I'm not one of those impressionable types who once purported to like Dracula X but changed his mind when the Internet deemed it to be an inferior port of a PC-Engine masterpiece. No--I've never cared for it. Not way back when. Not now. And not ever.
Do I say as much because it's some kind of abomination? Well, no; it's not a bad game at all. I'd call it more "aggressively average," which would be OK if it were an entry in, say, the Mario Party series--but not Castlevania, which we all hold to a much higher standard. The SNES, especially, deserved better than some quick-and-dirty hatchet job four years after it famously played host to Super Castlevania IV--one of the most inspired 16-bit creations in gaming's history. It deserved something of the caliber of Rondo of Blood, but instead it got Castlevania: Dracula X. Yippee.

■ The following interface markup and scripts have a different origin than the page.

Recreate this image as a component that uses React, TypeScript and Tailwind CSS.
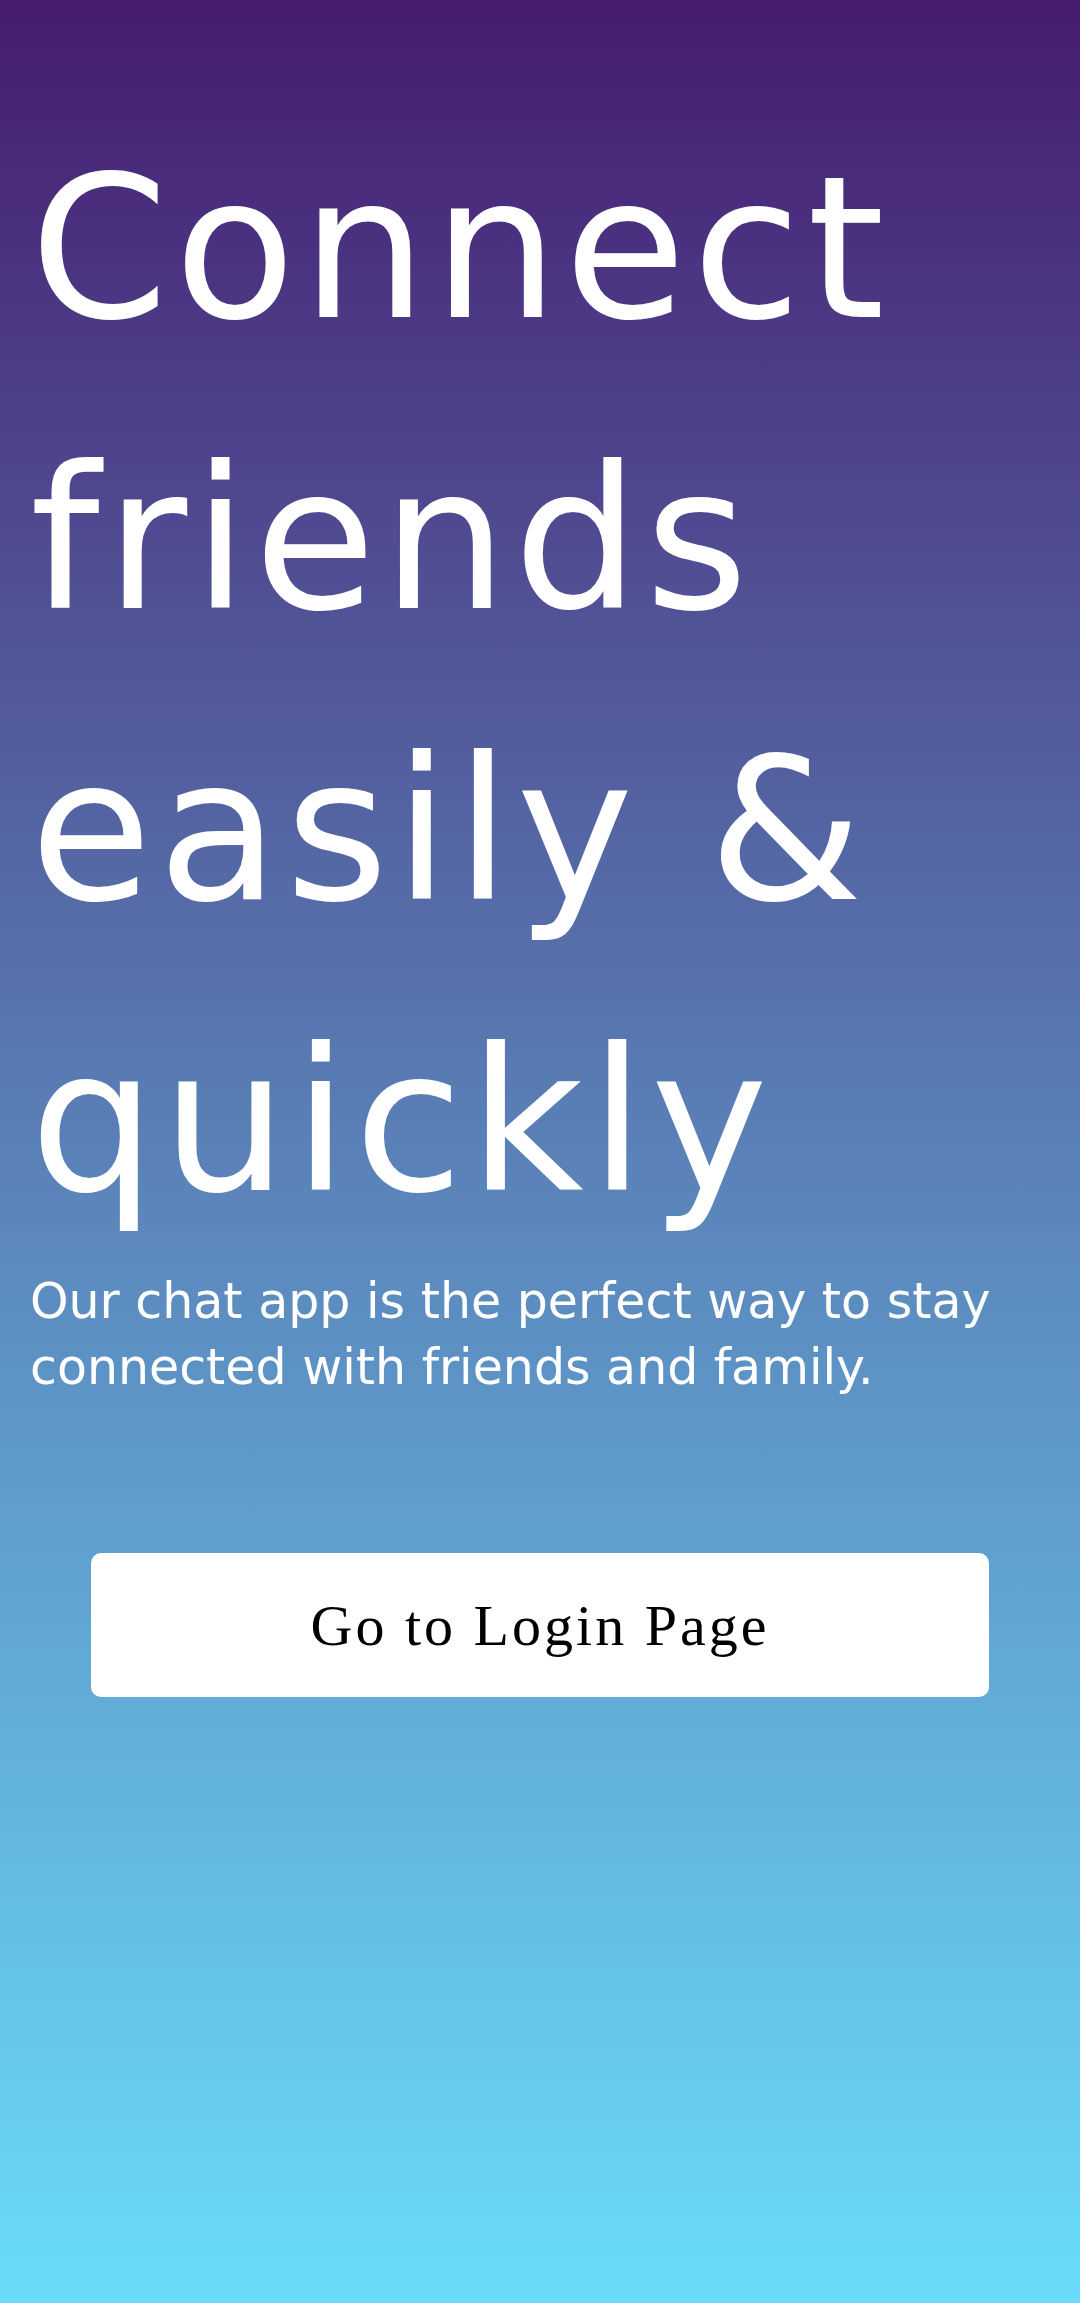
const Landing = () => {
    return (
        <div className="min-h-screen w-full bg-linear-to-b/srgb from-[#461c70] via-[#5a81b8] to-[#69dcfb] px-[30px] pt-[103px]">
            <h1 className="text-[198px] leading-[291px] tracking-[6px] text-white font-normal font-['DejaVu_Sans',sans-serif]">
                Connect friends easily &amp; quickly
            </h1>
            <p className="mt-[2px] text-[49px] leading-[66px] text-white font-['DejaVu_Sans',sans-serif]">
                Our chat app is the perfect way to stay connected with friends and family.
            </p>
            <div className="mt-[152px] px-[61px]">
                <button
                    type="button"
                    className="flex h-[144px] w-full items-center justify-center rounded-[10px] bg-white text-[58px] tracking-[3px] text-black font-['Liberation_Serif',serif]"
                >
                    Go to Login Page
                </button>
            </div>
        </div>
    )
}

export default function App() {
    return <Landing />;
}
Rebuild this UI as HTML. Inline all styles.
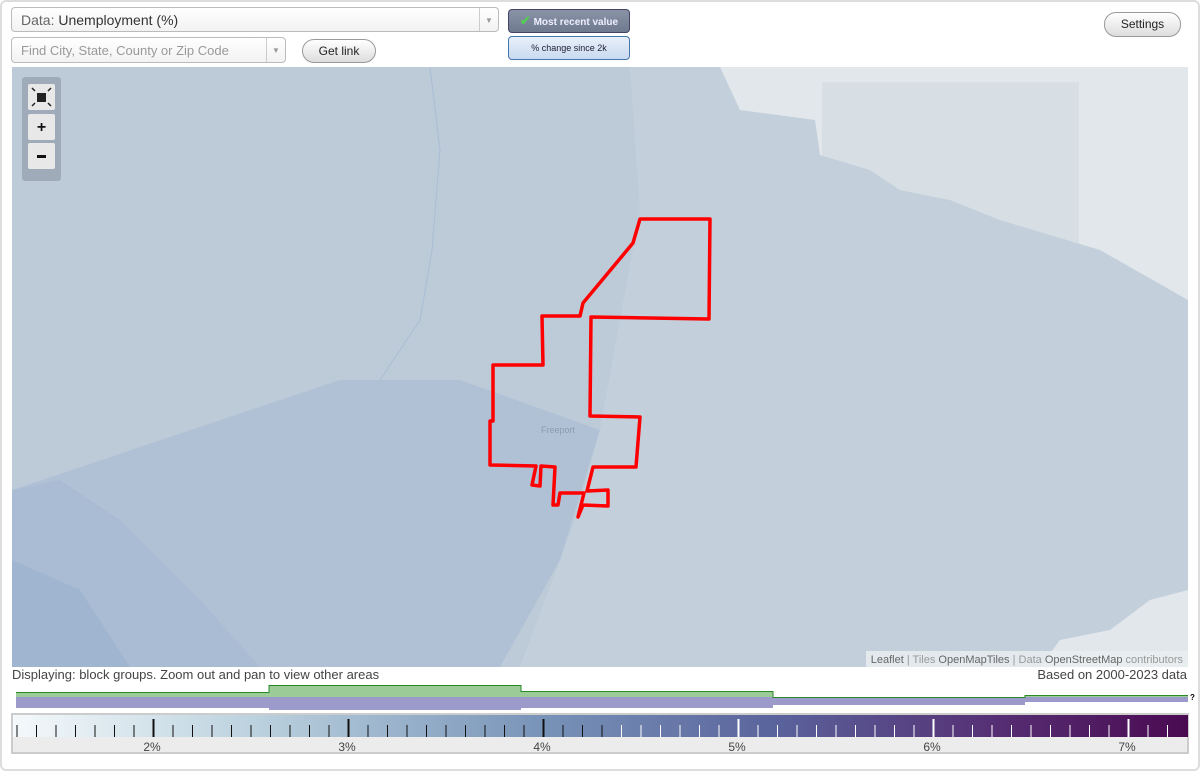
<!DOCTYPE html>
<html><head><meta charset="utf-8"><style>
body{margin:0;width:1200px;height:771px;background:#fff;font-family:"Liberation Sans",sans-serif;position:relative;overflow:hidden}
.frame{position:absolute;left:0;top:0;width:1196px;height:767px;border:2px solid #ddd;border-radius:6px}
.sel{position:absolute;background:linear-gradient(#fff,#f2f2f2);border:1px solid #bbb;border-radius:4px;color:#555}
.btn{position:absolute;border:1px solid #999;border-radius:12px;background:linear-gradient(#fff,#ddd);font-size:12px;text-align:center;color:#222}
.arrow{position:absolute;right:0;top:0;bottom:0;width:18px;border-left:1px solid #ccc;color:#999;font-size:8px;text-align:center}
</style></head><body>
<div class="frame"></div>
<div class="sel" style="left:11px;top:7px;width:488px;height:25px;font-size:14px;line-height:25px;padding-left:9px;box-sizing:border-box"><span style="color:#666">Data:</span> <span style="color:#333">Unemployment (%)</span><div class="arrow" style="line-height:25px">▼</div></div>
<div class="sel" style="left:11px;top:37px;width:275px;height:26px;font-size:13px;line-height:26px;padding-left:9px;box-sizing:border-box;color:#999">Find City, State, County or Zip Code<div class="arrow" style="line-height:26px">▼</div></div>
<div class="btn" style="left:302px;top:39px;width:72px;height:22px;line-height:22px">Get link</div>
<div style="position:absolute;left:508px;top:9px;width:120px;height:22px;border:1px solid #446;border-radius:4px;background:linear-gradient(#8a93a6,#6f7a90);color:#eef;font-size:10px;font-weight:bold;line-height:22px;text-align:center"><span style="color:#5c5;font-size:13px">✔</span> Most recent value</div>
<div style="position:absolute;left:508px;top:36px;width:120px;height:22px;border:1px solid #47a;border-radius:4px;background:linear-gradient(#e8f0fa,#c9daf0);color:#223;font-size:9px;line-height:22px;text-align:center">% change since 2k</div>
<div class="btn" style="left:1104px;top:12px;width:75px;height:23px;line-height:23px">Settings</div>

<svg style="position:absolute;left:12px;top:67px" width="1176" height="600" viewBox="12 67 1176 600">
<rect x="12" y="67" width="1176" height="600" fill="#bdcbd9"/>
<path d="M630 67 L1188 67 L1188 667 L520 667 L575 520 L600 430 L640 210 Z" fill="#c3d0dc"/>
<path d="M720 67 L1188 67 L1188 300 L1100 250 L1000 220 L950 200 L900 190 L870 170 L820 155 L815 120 L740 110 Z" fill="#e2e7eb"/>
<rect x="822" y="82" width="257" height="512" fill="#c4d0db" opacity=".35"/>
<path d="M1040 667 L1060 640 L1110 630 L1150 600 L1188 590 L1188 667 Z" fill="#e2e7eb"/>
<path d="M12 490 L340 380 L460 380 L600 430 L560 560 L500 667 L12 667 Z" fill="#b1c1d5"/>
<path d="M12 490 L60 480 L120 520 L200 600 L260 667 L12 667 Z" fill="#a9bcd3"/>
<path d="M12 560 L80 590 L130 667 L12 667 Z" fill="#9fb5d0"/>
<path d="M430 67 L440 150 L432 250 L420 320 L380 380" stroke="#aabdd4" stroke-width="1" fill="none"/>
<path d="M640 219 L710 219 L709 319 L591 317 L590 416 L640 417 L636 467 L593 467 L587 491 L608 490 L608 506 L583 505 L578 517 L584 493 L560 493 L558 505 L553 505 L555 467 L541 466 L540 486 L532 485 L536 466 L490 465 L490 421 L493 421 L493 365 L543 365 L542 316 L580 316 L583 303 L633 243 Z" fill="none" stroke="#ff0000" stroke-width="3.5" stroke-linejoin="round"/>
<text x="541" y="433" font-size="9" fill="#8a9bb0" font-family="Liberation Sans">Freeport</text>
<rect x="22" y="77" width="39" height="104" rx="3" fill="#8a96a4" opacity=".6"/>
<rect x="28" y="84" width="27" height="26" rx="2" fill="#e8e8e8"/><rect x="37" y="93" width="9" height="9" fill="#222"/>
<path d="M32 88 l3 3 M51 88 l-3 3 M32 106 l3 -3 M51 106 l-3 -3" stroke="#222" stroke-width="1.5"/>
<rect x="28" y="114" width="27" height="26" rx="2" fill="#e8e8e8"/><text x="41.5" y="132" text-anchor="middle" font-size="16" font-weight="bold" fill="#111">+</text>
<rect x="28" y="143" width="27" height="26" rx="2" fill="#e8e8e8"/><rect x="37" y="155" width="9" height="3" fill="#111"/>
<rect x="866" y="651" width="322" height="16" fill="#e9edf0" opacity=".85"/>
<text x="1183" y="663" text-anchor="end" font-size="11" fill="#999" font-family="Liberation Sans"><tspan fill="#666">Leaflet</tspan> | Tiles <tspan fill="#666">OpenMapTiles</tspan> | Data <tspan fill="#666">OpenStreetMap</tspan> contributors</text>
</svg>
<div style="position:absolute;left:12px;top:667px;font-size:13px;color:#444">Displaying: block groups. Zoom out and pan to view other areas</div>
<div style="position:absolute;right:13px;top:667px;font-size:13px;color:#444">Based on 2000-2023 data</div>
<svg style="position:absolute;left:0;top:0" width="1200" height="712">
<g fill="#9c99cb">
<rect x="16" y="697" width="253" height="11"/><rect x="269" y="697" width="252" height="13"/><rect x="521" y="697" width="252" height="11"/><rect x="773" y="697" width="252" height="8"/><rect x="1025" y="697" width="163" height="5"/></g>
<g fill="#9bcb96">
<rect x="16" y="692" width="253" height="5"/><rect x="269" y="685" width="252" height="12"/><rect x="521" y="691" width="252" height="6"/><rect x="773" y="697" width="252" height="1"/><rect x="1025" y="695" width="163" height="2"/></g>
<path d="M16 692.5 L269 692.5 L269 685.5 L521 685.5 L521 691.5 L773 691.5 L773 697.5 L1025 697.5 L1025 695.5 L1188 695.5" fill="none" stroke="#2a8a2a" stroke-width="1"/>
<text x="1190" y="700" font-size="8" font-weight="bold">?</text>
</svg>
<div style="position:absolute;left:11px;top:713px;width:1178px;height:41px;border:2px solid #ccc;background:#ececec;box-sizing:border-box"></div>
<svg style="position:absolute;left:13px;top:715px" width="1175" height="38">
<defs><linearGradient id="g"><stop offset="0" stop-color="#f4f9fb"/><stop offset=".2" stop-color="#bdd3df"/><stop offset=".45" stop-color="#7893b8"/><stop offset=".65" stop-color="#5a639c"/><stop offset=".85" stop-color="#552b70"/><stop offset="1" stop-color="#4a0a52"/></linearGradient></defs>
<rect x="0" y="0" width="1175" height="22" fill="url(#g)"/>
<g id="t"></g>
<g font-size="12" fill="#444" text-anchor="middle" font-family="Liberation Sans">
<text x="139" y="36">2%</text><text x="334" y="36">3%</text><text x="529" y="36">4%</text><text x="724" y="36">5%</text><text x="919" y="36">6%</text><text x="1114" y="36">7%</text></g>
</svg>
<script>
var g=document.getElementById('t'),s='';
for(var i=0;i<60;i++){var x=4+i*19.5;if(x>1172)break;var maj=(i%10==7);var c=x<590?'#111':'#fff';s+='<rect x="'+(x-(maj?1:0.5))+'" y="'+(maj?4:10)+'" width="'+(maj?2:1)+'" height="'+(maj?18:12)+'" fill="'+c+'"/>';}
g.innerHTML=s;
</script>
</body></html>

Now, I don't point to Castlevania: Dracula X as the reason that Rondo of Blood never arrived in North America in physical form. Oh, no--the blame for that lay solely with Konami, which seemed to forget where its bread was buttered. In one sense, I'm glad the company branched out; Rondo wouldn't have been the wonderfully realized product that it was without the PC-Engine's CD technology. Though, I otherwise lament the fact that Konami no longer saw me, an SNES-owning customer, as being worth its full attention.
They decided, instead, that a long-time fan like me was worthy of nothing more than Castlevania: Dracula X, whose poor reception served to accelerate my waning interest in Castlevania. It was only by a stroke of luck that my passion for the series was reignited and I reclaimed my title of "Superfan" (I needed some test material for the new AOL site I was about to start up, and I happened to have some of The Castlevania Dungeon's enemy sprites stored in the related "download" folder); had it not been for that, who knows where I'd be today.
Fortunately, everything turned out like it did.
Because no matter how many obstacles the video-game industry decides to throw his way, Mr. P always gets the best ending.